The migration of the navigation turned out to be quite easy. In a matter of weeks, we went from this:
http://sebrechts.net/files/2009/mymcs/9_5.PNG
To this:
http://sebrechts.net/files/2009/mymcs/10_0.png
You can tell that the actual feature segment itself is still using our old UI code, but it's embedded in an iframe, and the surrounding ExtJS UI makes the whole thing appear more modern, especially when you start clicking around in the navigation. We used the opportunity of the redesign to shuffle around the navigation a little bit, enhancing its usability. I'm personally very happy with the result. The UI has a lot of small usability improvements, such as true URL's behind the navigation tree nodes (before they were javascript handlers only), so that users can right-click to "open in a new window" or to bookmark. Another improvement is the use of tabbed navigation, where now the user can load more than one module at the same time, instead of being restricted to working with one module at a time.
Once we had the navigation up and running, to learn more about ExtJS, we built a new module that embedded a gadget portal:
http://sebrechts.net/files/2009/mymcs/10_0_today.png
This took a bit longer, a few months of work. Administrators can design layout templates, mixing external pages with custom gadgets that show the user's calls, reservations, work orders, and so on... They can also restrict how users are allowed to modify those gadget pages. The gadget portal example was a big help, as were the forums. The component set offered by Ext is very rich, and was easily adapted to our purposes. We simply couldn't have built anything like this as fast as we did it using Ext, let alone with such a nice look and feel. I know there are a few people on these forums that are unhappy with Ext's ability to adapt to their needs, but I found that by just adapting my designs to what Ext is good at, design and development went very smoothly.
Throughout the whole experience the remarkable thing was the ease of cross-browser support. Cross-browser bugfixing went almost to zero. I would build some feature in firefox, open it in IE or Chrome, and it would just work. Very different from what I was used to.
There were ofcourse some challenges specific to Ext that we didn't have in our old way of working. Most notably:
- Because we have to load functionality on-demand, we had to work out an on-demand loading infrastructure. We ended up writing a custom on-demand loader with dependancy tracking, double-load request detection (multiple modules trying to load the same file at roughly the same time), and preconfigured packages (e.g. single command to "load the grid and our grid extensions"). This was one area where Ext didn't provide a good solution out of the box, and none of the community solutions were quite what we needed.
- Because Ext components are loaded as .js files, we had to figure out how to get state into them. We ended up settling on a JSON-RPC web services infrastructure.
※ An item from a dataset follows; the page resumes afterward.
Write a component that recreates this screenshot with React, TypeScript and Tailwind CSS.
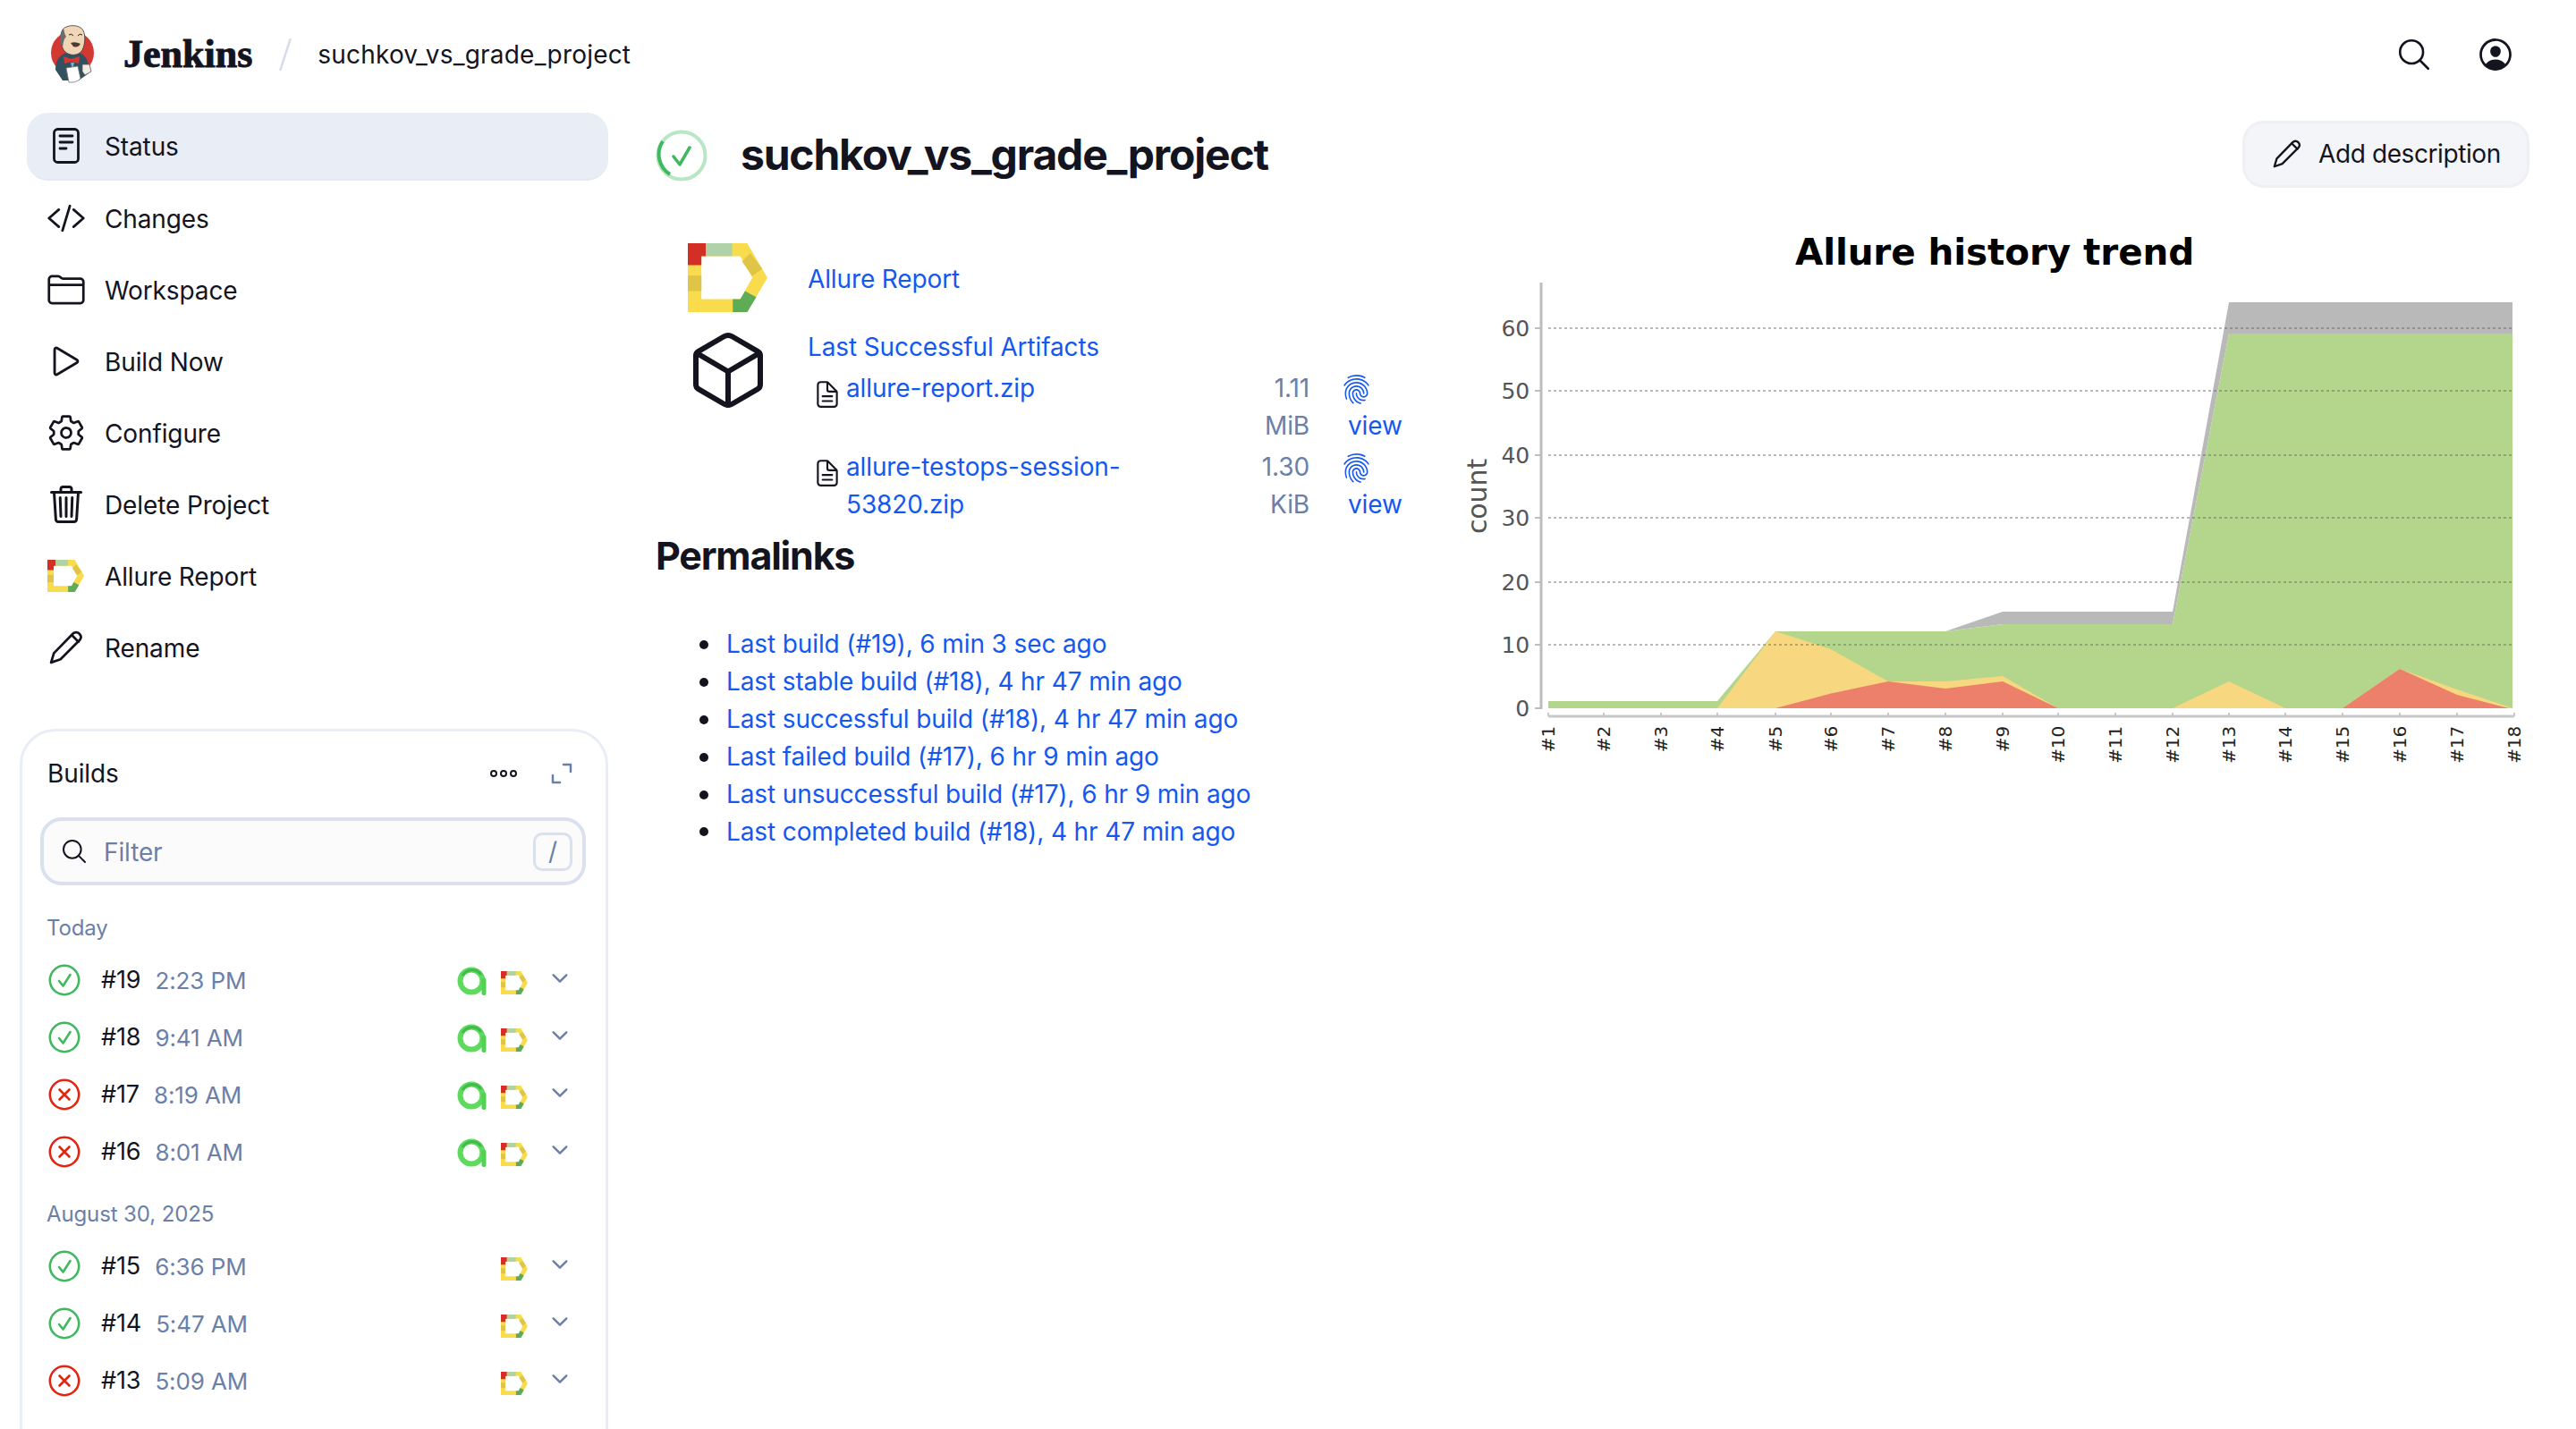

The container page obtains a session token and some basic information, and provides this to all components running in the container. Each component after loading runs a web service request (to an URL relative to the page's base URL), to fetch its configuration and update its layout accordingly. The standardization in client-server communication turned out to dramatically simplify development and security architecture, and opens the door to letting customers write their own front-ends to our system. Ext.Direct wasn't considered because we developed on version 2.
- Translation, normally done with the static js files, was complicated by the fact that we allow users to edit their own translations. The solution we arrived at was generating translation override files from PHP. This behaves for all intents and purposes like the static js translations, but the translations are fetched from our back-end storage instead of from static files. Changing language reloads the entire UI, which is not ideal, but no worse than the old system.
- The difference in development practices between our old way of working and the ExtJS way of working is enormous. Before the UI was generated mostly in PHP, with a sprinkling of Javascript. Now the UI is generated entirely in javascript. It has not been easy to retrain developers in the new way of working, especially hampered by a disjointed collection of best practices documentation. The community's efforts are definitely appreciated, but they are not as well-organized and authorative as we wanted. I ended up doing code reviews to "fix" bad practices with a corrective approach. It would help to have better "official" best practices documentation, with a holistic approach focused around entire application development, and assuming only basic javascript knowledge. I bought "Learning ExtJS", but found it too simplistic and too light on best practices guidelines.
Overall though, we are quite happy with ExtJS. It has noticeably improved our ability to deliver great software, and that's what matters at the end of the day.